|By Deshakalyan Chowdhury, AFP/Getty Images|
|Dutch soldiers check for unexploded IEDs during a patrol in Chora valley in Afghanistan's southern Uruzgan province on Jan. 21.|
Coalition troops found 727 bombs in January compared with 276 in the same month of 2009. Blasts killed 32 U.S. and allied troops and wounded 137 others, compared with 14 deaths and 64 injuries in January 2009, according to the data. These bombs are the top killer of U.S. troops in Afghanistan.
In previous years, winter was a slow season for Taliban and insurgent attacks in Afghanistan.
Over the weekend, U.S.-led forces launched the largest offensive in the eight-year war to oust the Taliban from their southern stronghold of Marjah. Coalition and Afghan troops encountered only sporadic resistance from insurgents Sunday. The biggest threat to them: hundreds of mines and roadside bombs planted by the Taliban before the offensive.

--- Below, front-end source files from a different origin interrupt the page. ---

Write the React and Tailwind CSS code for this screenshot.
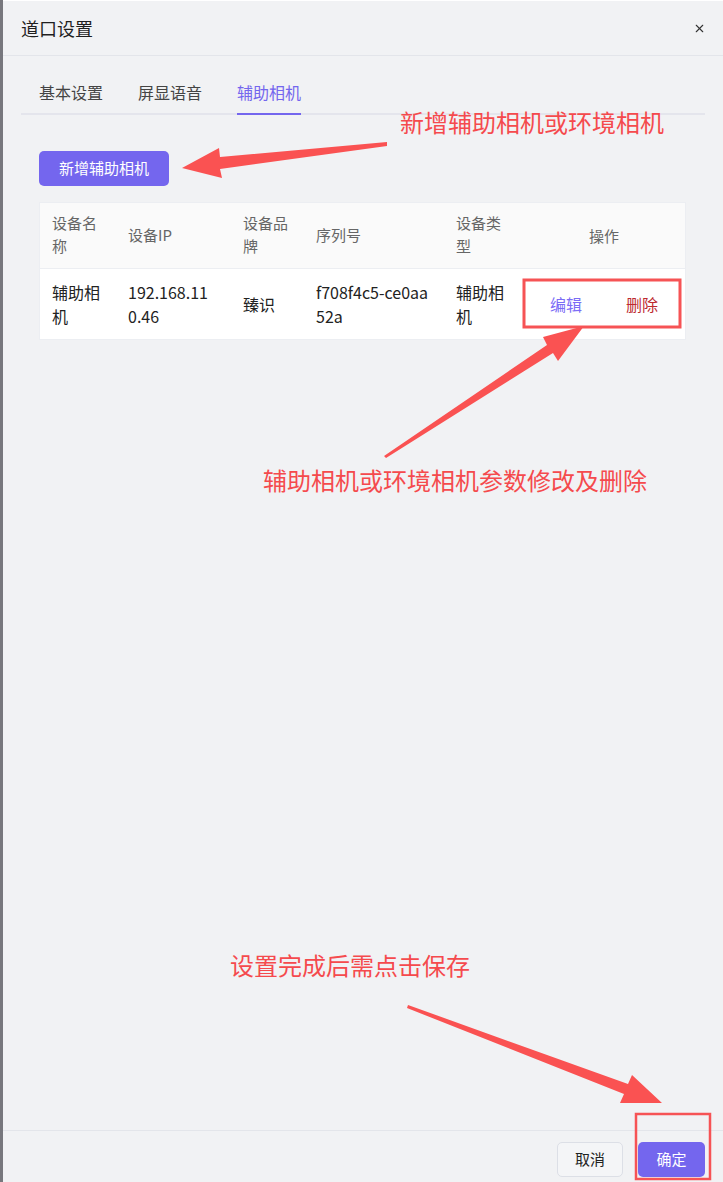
import React from 'react';
import { X } from 'lucide-react';

const columns = [
  { key: 'name', title: '设备名称', width: 'w-[76px]' },
  { key: 'ip', title: '设备IP', width: 'w-[115px]' },
  { key: 'brand', title: '设备品牌', width: 'w-[73px]' },
  { key: 'serial', title: '序列号', width: 'w-[140px]' },
  { key: 'type', title: '设备类型', width: 'w-[79px]' },
];

const rows = [
  { name: '辅助相机', ip: '192.168.110.46', brand: '臻识', serial: 'f708f4c5-ce0aa52a', type: '辅助相机' },
];

const tabs = ['基本设置', '屏显语音', '辅助相机'];

const Annotations = () => (
  <>
    <svg className="absolute inset-0 pointer-events-none" width="723" height="1182" viewBox="0 0 723 1182">
      {/* arrow to the add button */}
      <polygon points="387,142 220,157 219,148 182,168 222,178 220,169 387,146" fill="#fa5252" />
      {/* arrow to edit / delete */}
      <polygon points="384,456 547,345 543,337 584,326 558,361 553,353 386,458" fill="#fa5252" />
      {/* arrow to confirm */}
      <polygon points="408,1005 628,1084 632,1075 662,1103 620,1103 624,1094 407,1008" fill="#fa5252" />
      <rect x="524" y="280" width="156" height="47" fill="none" stroke="#f65355" strokeWidth="3" />
      <rect x="636" y="1114" width="74" height="65" fill="none" stroke="#f65355" strokeWidth="2.5" />
    </svg>
    <div className="absolute left-[400px] top-[106px] text-[24px] leading-8 text-[#f54a4d]">新增辅助相机或环境相机</div>
    <div className="absolute left-[263px] top-[464px] text-[24px] leading-8 text-[#f54a4d]">辅助相机或环境相机参数修改及删除</div>
    <div className="absolute left-[230px] top-[949px] text-[24px] leading-8 text-[#f54a4d]">设置完成后需点击保存</div>
  </>
);

export default function App() {
  return (
    <div
      className="relative flex w-[723px] h-[1182px] overflow-hidden bg-[#f1f2f4]"
      style={{ fontFamily: '"Noto Sans CJK SC", "Noto Sans", sans-serif' }}
    >
      {/* page behind the drawer */}
      <div className="w-[3px] shrink-0 bg-[#77777d]" />

      <div className="flex-1 flex flex-col border-t border-white">
        {/* Header */}
        <div className="h-[55px] shrink-0 flex items-center justify-between pl-[18px] pr-[17px] border-b border-[#e3e5ea]">
          <span className="text-[18px] text-[#1f1f1f]">道口设置</span>
          <X className="w-[13px] h-[13px] text-[#333]" strokeWidth={2} />
        </div>

        {/* Tabs */}
        <div className="mx-[18px] mt-[13px] flex gap-[35px] pl-[18px] border-b-2 border-[#e4e5ec]">
          {tabs.map((tab, i) => (
            <div
              key={tab}
              className={`text-[16px] leading-6 pt-[11px] pb-[9px] -mb-[2px] border-b-2 ${
                i === 2 ? 'text-[#7466ee] border-[#7466ee]' : 'text-[#444] border-transparent'
              }`}
            >
              {tab}
            </div>
          ))}
        </div>

        {/* Content */}
        <div className="flex-1 px-9 pt-[36px]">
          <button className="h-[35px] w-[130px] rounded-[5px] bg-[#7466ee] text-white text-[15px]">
            新增辅助相机
          </button>

          <div className="mt-[16px] w-[647px] bg-white border border-[#eceef2]">
            <div className="flex bg-[#fafafa] text-[15px] leading-[23px] text-[#666]">
              {columns.map((c) => (
                <div key={c.key} className={`${c.width} shrink-0 px-3 pt-[8px] pb-[11px] flex items-center break-all`}>
                  {c.title}
                </div>
              ))}
              <div className="flex-1 px-3 flex items-center justify-center">操作</div>
            </div>
            {rows.map((r) => (
              <div key={r.serial} className="flex border-t border-[#eceef2] text-[16px] leading-6 text-[#222]">
                {columns.map((c) => (
                  <div key={c.key} className={`${c.width} shrink-0 px-3 pt-[11px] pb-[11px] flex items-center break-all`}>
                    {r[c.key]}
                  </div>
                ))}
                <div className="flex-1 flex items-center justify-center gap-[44px]">
                  <span className="text-[#7b6cf6]">编辑</span>
                  <span className="text-[#bd2a30]">删除</span>
                </div>
              </div>
            ))}
          </div>
        </div>

        {/* Footer */}
        <div className="h-[52px] shrink-0 flex items-start justify-end gap-[15px] pt-[11px] pr-[18px] border-t border-[#e3e5ea]">
          <button className="h-[35px] w-[66px] rounded-[5px] border border-[#dcdfe6] bg-[#f4f5f7] text-[15px] text-[#222]">
            取消
          </button>
          <button className="h-[35px] w-[67px] rounded-[5px] bg-[#7466ee] text-[15px] text-white">
            确定
          </button>
        </div>
      </div>

      <Annotations />
    </div>
  );
}
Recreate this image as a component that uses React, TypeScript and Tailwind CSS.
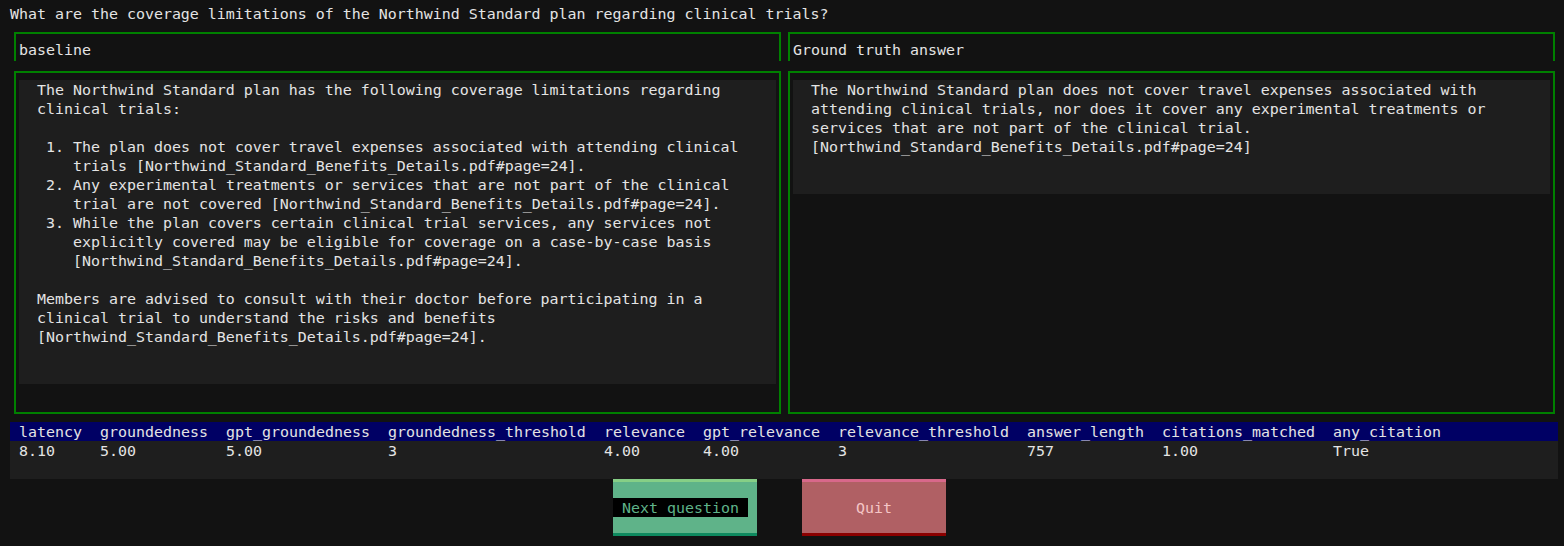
import React from 'react';

const mono = "font-['DejaVu_Sans_Mono','Liberation_Mono',monospace]";

const columns = [
  { name: 'latency', value: '8.10' },
  { name: 'groundedness', value: '5.00' },
  { name: 'gpt_groundedness', value: '5.00' },
  { name: 'groundedness_threshold', value: '3' },
  { name: 'relevance', value: '4.00' },
  { name: 'gpt_relevance', value: '4.00' },
  { name: 'relevance_threshold', value: '3' },
  { name: 'answer_length', value: '757' },
  { name: 'citations_matched', value: '1.00' },
  { name: 'any_citation', value: 'True' },
];

const cite = '[Northwind_Standard_Benefits_Details.pdf#page=24]';

const listItems = [
  `The plan does not cover travel expenses associated with attending clinical\ntrials ${cite}.`,
  `Any experimental treatments or services that are not part of the clinical\ntrial are not covered ${cite}.`,
  `While the plan covers certain clinical trial services, any services not\nexplicitly covered may be eligible for coverage on a case-by-case basis\n${cite}.`,
];

const Label: React.FC<{ text: string }> = ({ text }) => (
  <div className="h-[29px] border-t-2 border-x-2 border-[#008000] pt-[7px] pl-[3px] leading-[19px]">
    {text}
  </div>
);

const AnswerBox: React.FC<{ children: React.ReactNode }> = ({ children }) => (
  <div className="mt-[10px] h-[343px] border-2 border-[#008000] pt-[7px] px-[3px]">
    <div className="bg-[#1e1e1e] pl-[18px] pt-[1px] pb-[37px] leading-[19px]">{children}</div>
  </div>
);

export default function App() {
  return (
    <div className={`w-[1564px] h-[546px] bg-[#121212] text-[#e4e4e4] text-[14.95px] ${mono} flex flex-col overflow-hidden`}>
      {/* Question */}
      <div className="pl-[10px] pt-[5px] h-[32px] leading-[19px]">
        What are the coverage limitations of the Northwind Standard plan regarding clinical trials?
      </div>

      {/* Two answer columns */}
      <div className="flex gap-[7px] pl-[14px]">
        <div className="w-[767px] flex flex-col">
          <Label text="baseline" />
          <AnswerBox>
            <div className="whitespace-pre">
              {'The Northwind Standard plan has the following coverage limitations regarding\nclinical trials:'}
            </div>
            <div className="h-[19px]" />
            {listItems.map((item, i) => (
              <div key={i} className="flex">
                <span className="w-[36px] pl-[9px] shrink-0">{i + 1}.</span>
                <span className="whitespace-pre">{item}</span>
              </div>
            ))}
            <div className="h-[19px]" />
            <div className="whitespace-pre">
              {`Members are advised to consult with their doctor before participating in a\nclinical trial to understand the risks and benefits\n${cite}.`}
            </div>
          </AnswerBox>
        </div>
        <div className="w-[767px] flex flex-col">
          <Label text="Ground truth answer" />
          <AnswerBox>
            <div className="whitespace-pre">
              {`The Northwind Standard plan does not cover travel expenses associated with\nattending clinical trials, nor does it cover any experimental treatments or\nservices that are not part of the clinical trial.\n${cite}`}
            </div>
          </AnswerBox>
        </div>
      </div>

      {/* Metrics table */}
      <div className="mt-[8px] ml-[10px] w-[1548px] h-[57px] bg-[#1e1e1e] leading-[18px]">
        <div className="flex bg-[#000064] pl-[9px] pt-[1px] h-[19px]">
          {columns.map((c) => (
            <div key={c.name} className="whitespace-pre shrink-0" style={{ width: (c.name.length + 2) * 9 }}>
              {c.name}
            </div>
          ))}
        </div>
        <div className="flex pl-[9px] pt-[1px] h-[19px]">
          {columns.map((c) => (
            <div key={c.name} className="whitespace-pre shrink-0" style={{ width: (c.name.length + 2) * 9 }}>
              {c.value}
            </div>
          ))}
        </div>
      </div>

      {/* Buttons */}
      <div className="flex justify-center gap-[45px] pr-[5px]">
        <button className="w-[144px] h-[57px] bg-[#5fb389] border-t-[3px] border-b-[3px] border-t-[#86cf86] border-b-[#0e8a5f] flex items-center">
          <span className="bg-black text-[#5fb389] px-[9px] pt-[1px] h-[19px] leading-[18px] whitespace-pre">Next question</span>
        </button>
        <button className="w-[144px] h-[57px] bg-[#b06064] border-t-[3px] border-b-[3px] border-t-[#d8688a] border-b-[#8b0000] flex items-center justify-center">
          <span className="text-[#f5c6c6] pt-[1px] leading-[19px]">Quit</span>
        </button>
      </div>
    </div>
  );
}
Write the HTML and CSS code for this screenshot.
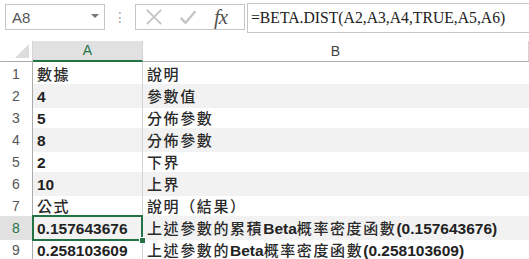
FILE: index.html
```html
<!DOCTYPE html>
<html lang="zh-Hant">
<head>
    <meta charset="UTF-8">
    <title>BETA.DIST</title>
    <link rel="stylesheet" href="styles.css">
</head>
<body>
    <div class="toolbar">
        <div class="namebox">
            <span class="name">A8</span>
            <span class="caret"></span>
        </div>
        <div class="grip">⋮</div>
        <div class="fxbox">
            <svg class="ico" width="20" height="20" viewBox="0 0 20 20">
                <path d="M2 2 L18 18 M18 2 L2 18" stroke="#c4c4c4" stroke-width="2" fill="none"/>
            </svg>
            <svg class="ico" width="22" height="20" viewBox="0 0 22 20">
                <path d="M2 11 L8 17 L20 3" stroke="#c4c4c4" stroke-width="2.8" fill="none"/>
            </svg>
            <span class="fx">fx</span>
        </div>
        <div class="formula">=BETA.DIST(A2,A3,A4,TRUE,A5,A6)</div>
    </div>

    <div class="sheet">
        <div class="head">
            <div class="corner"><span class="tri"></span></div>
            <div class="colhead active">A</div>
            <div class="colhead">B</div>
        </div>

        <div class="row">
            <div class="num">1</div>
            <div class="cell a zh">數據</div>
            <div class="cell zh">說明</div>
        </div>
        <div class="row alt">
            <div class="num">2</div>
            <div class="cell a">4</div>
            <div class="cell zh">參數值</div>
        </div>
        <div class="row">
            <div class="num">3</div>
            <div class="cell a">5</div>
            <div class="cell zh">分佈參數</div>
        </div>
        <div class="row alt">
            <div class="num">4</div>
            <div class="cell a">8</div>
            <div class="cell zh">分佈參數</div>
        </div>
        <div class="row">
            <div class="num">5</div>
            <div class="cell a">2</div>
            <div class="cell zh">下界</div>
        </div>
        <div class="row alt">
            <div class="num">6</div>
            <div class="cell a">10</div>
            <div class="cell zh">上界</div>
        </div>
        <div class="row">
            <div class="num">7</div>
            <div class="cell a zh">公式</div>
            <div class="cell zh">說明（結果）</div>
        </div>
        <div class="row alt">
            <div class="num sel-num">8</div>
            <div class="cell a sel">0.157643676</div>
            <div class="cell"><span class="zh">上述參數的累積</span>Beta<span class="zh">概率密度函數</span>(0.157643676)</div>
        </div>
        <div class="row">
            <div class="num">9</div>
            <div class="cell a">0.258103609</div>
            <div class="cell"><span class="zh">上述參數的</span>Beta<span class="zh">概率密度函數</span>(0.258103609)</div>
        </div>
    </div>
</body>
</html>
```

FILE: styles.css
```css
body {
    margin: 0;
    background: #ffffff;
    font-family: "Liberation Sans", Arial, sans-serif;
    overflow: hidden;
}

/* formula bar */
.toolbar {
    display: flex;
    align-items: flex-start;
    height: 34px;
    padding-top: 3px;
    box-sizing: border-box;
}

.namebox {
    display: flex;
    align-items: center;
    justify-content: space-between;
    width: 100px;
    height: 26px;
    margin: 1px 0 0 5px;
    border: 1px solid #c6c6c6;
    box-sizing: border-box;
    padding: 0 5px 0 6px;
}

.name {
    font-size: 15px;
    color: #555555;
}

.caret {
    width: 0;
    height: 0;
    border-left: 4px solid transparent;
    border-right: 4px solid transparent;
    border-top: 4px solid #777777;
    margin-top: -2px;
}

.grip {
    width: 30px;
    text-align: center;
    font-family: "DejaVu Sans", sans-serif;
    font-size: 14px;
    line-height: 28px;
    color: #a0a0a0;
}

.fxbox {
    display: flex;
    align-items: center;
    gap: 16px;
    width: 110px;
    height: 26px;
    margin-top: 1px;
    border: 1px solid #c6c6c6;
    box-sizing: border-box;
    padding-left: 9px;
}

.ico {
    display: block;
    width: 18px;
    height: 18px;
}

.fx {
    font-family: "Liberation Serif", serif;
    font-style: italic;
    font-size: 21px;
    color: #555555;
    margin-left: 1px;
    letter-spacing: -1px;
}

.formula {
    flex: 1;
    height: 30px;
    margin-left: 2px;
    border: 1px solid #c6c6c6;
    border-right: none;
    box-sizing: border-box;
    padding: 2px 0 0 3px;
    font-family: "Liberation Serif", serif;
    font-size: 15.7px;
    color: #222222;
    line-height: 24px;
}

/* grid */
.sheet {
    margin-top: 7px;
}

.head,
.row {
    display: grid;
    grid-template-columns: 33px 110px 1fr;
}

.head {
    height: 20px;
    border-bottom: 1px solid #ababab;
}

.corner {
    position: relative;
    border-right: 1px solid #d4d4d4;
}

.tri {
    position: absolute;
    right: 3px;
    bottom: 3px;
    width: 0;
    height: 0;
    border-left: 14px solid transparent;
    border-bottom: 14px solid #dcdcdc;
}

.colhead {
    text-align: center;
    font-size: 14px;
    line-height: 20px;
    color: #444444;
    border-right: 1px solid #d4d4d4;
}

.colhead.active {
    background: #e1e1e1;
    color: #217346;
    border-bottom: 2px solid #217346;
    margin-bottom: -1px;
    line-height: 19px;
}

.row {
    height: 22px;
}

.num {
    text-align: center;
    font-size: 14px;
    line-height: 24px;
    color: #555555;
    border-right: 1px solid #ababab;
}

.num.sel-num {
    background: #e1e1e1;
    color: #217346;
}

.cell {
    padding: 3px 0 0 4px;
    font-size: 15.5px;
    font-weight: bold;
    line-height: 20px;
    color: #222222;
    white-space: nowrap;
    overflow: hidden;
}

.cell.a {
    border-right: 1px solid #d4d4d4;
}

.row.alt .cell {
    background: #f2f2f2;
}

.zh {
    font-family: "Liberation Sans", "Noto Sans CJK TC", sans-serif;
    font-size: 15px;
    letter-spacing: 1.6px;
    font-weight: 500;
    color: #2a2a2a;
}

.cell.sel {
    position: relative;
    overflow: visible;
}

.cell.sel::before {
    content: "";
    position: absolute;
    left: -1px;
    top: -1px;
    right: -1px;
    bottom: -1px;
    border: 2px solid #217346;
}

.cell.sel::after {
    content: "";
    position: absolute;
    right: -4px;
    bottom: -4px;
    width: 5px;
    height: 5px;
    background: #217346;
    border: 1px solid #ffffff;
    z-index: 1;
}
```
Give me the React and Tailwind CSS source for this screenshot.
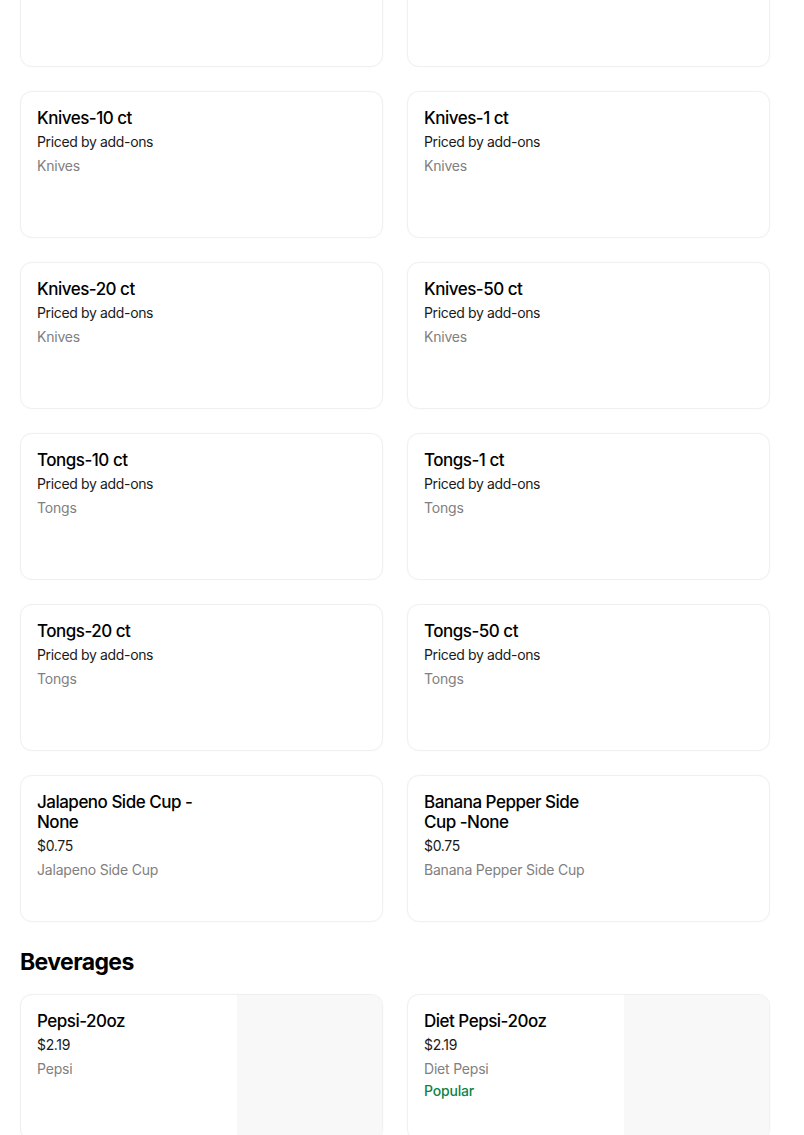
const rows = [
  [
    { title: 'Forks-20 ct', price: 'Priced by add-ons', cat: 'Forks' },
    { title: 'Forks-50 ct', price: 'Priced by add-ons', cat: 'Forks' },
  ],
  [
    { title: 'Knives-10 ct', price: 'Priced by add-ons', cat: 'Knives' },
    { title: 'Knives-1 ct', price: 'Priced by add-ons', cat: 'Knives' },
  ],
  [
    { title: 'Knives-20 ct', price: 'Priced by add-ons', cat: 'Knives' },
    { title: 'Knives-50 ct', price: 'Priced by add-ons', cat: 'Knives' },
  ],
  [
    { title: 'Tongs-10 ct', price: 'Priced by add-ons', cat: 'Tongs' },
    { title: 'Tongs-1 ct', price: 'Priced by add-ons', cat: 'Tongs' },
  ],
  [
    { title: 'Tongs-20 ct', price: 'Priced by add-ons', cat: 'Tongs' },
    { title: 'Tongs-50 ct', price: 'Priced by add-ons', cat: 'Tongs' },
  ],
  [
    { title: 'Jalapeno Side Cup - None', price: '$0.75', cat: 'Jalapeno Side Cup' },
    { title: 'Banana Pepper Side Cup -None', price: '$0.75', cat: 'Banana Pepper Side Cup' },
  ],
];

const beverages = [
  { title: 'Pepsi-20oz', price: '$2.19', cat: 'Pepsi' },
  { title: 'Diet Pepsi-20oz', price: '$2.19', cat: 'Diet Pepsi', popular: true },
];

function ItemCard({ item, image }) {
  return (
    <div className="flex h-[147px] overflow-hidden rounded-[12px] border border-[#f0f0f0] bg-white shadow-[0_0_2px_rgba(0,0,0,0.04)]">
      <div className="flex-1 pl-4 pr-4 pt-4">
        <div className="w-[178px]">
          <div className="text-[17px] font-medium leading-[20px] tracking-[-0.5px] text-black">{item.title}</div>
          <div className="mt-1 text-[14px] leading-[20px] tracking-[-0.35px] text-[#1a1a1a]">{item.price}</div>
          <div className="mt-1 text-[14px] leading-[20px] tracking-[-0.2px] text-[#808080]">{item.cat}</div>
          {item.popular && (
            <div className="mt-[2px] text-[14px] font-medium leading-[20px] tracking-[-0.2px] text-[#0e8345]">Popular</div>
          )}
        </div>
      </div>
      {image && <div className="w-[145px] shrink-0 bg-[#f8f8f8]" />}
    </div>
  );
}

export default function App() {
  return (
    <div
      className="h-[1135px] overflow-hidden bg-white"
      style={{ fontFamily: 'Inter, "Noto Sans", sans-serif' }}
    >
      <div className="mt-[-80px] w-[750px] ml-[20px]">
        <div className="grid grid-cols-2 gap-6">
          {rows.flat().map((item, i) => (
            <ItemCard key={i} item={item} />
          ))}
        </div>
        <h2 className="mt-6 mb-4 text-[23px] font-bold leading-[32px] tracking-[-0.6px] text-black">
          Beverages
        </h2>
        <div className="grid grid-cols-2 gap-6">
          {beverages.map((item, i) => (
            <ItemCard key={i} item={item} image />
          ))}
        </div>
      </div>
    </div>
  );
}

British Army Maj. Gen. Gordon Messenger said Sunday that coalition troops had found a number of improvised explosive devices (IEDs) and local residents had provided tips on where others were buried.It appears that the Taliban have been forced into relative inactivity, although in the next few days they could get their breath back," he said. "There is also the residual IED threat."
Lt. Gen. Michael Oates, director of the Joint Improvised Explosive Device Defeat Organization, said in an interview that combating IEDs may be a "tougher nut to crack" in Afghanistan than in Iraq because Afghan insurgents who plant the devices are motivated more by allegiance to local power brokers than by money, as is the case in Iraq.
"The workforce is loyal to its boss," he said.
The current fighting is taking place in an area that has few roads, so troops often must leave their vehicles to patrol villages. Insurgents target those troops with bombs that detonate when stepped on.
The coalition command said one U.S. soldier and another from Britain had died in the offensive so far. Oates said the insurgents' tactics will likely result in more casualties in the "mid-term." After security is better established, residents will be more likely to provide tips on bombmakers and device locations, he said. In the meantime, Oates said troops will rely on bomb-sniffing dogs, metal detectors and surveillance of problem areas by aircraft to avoid blasts.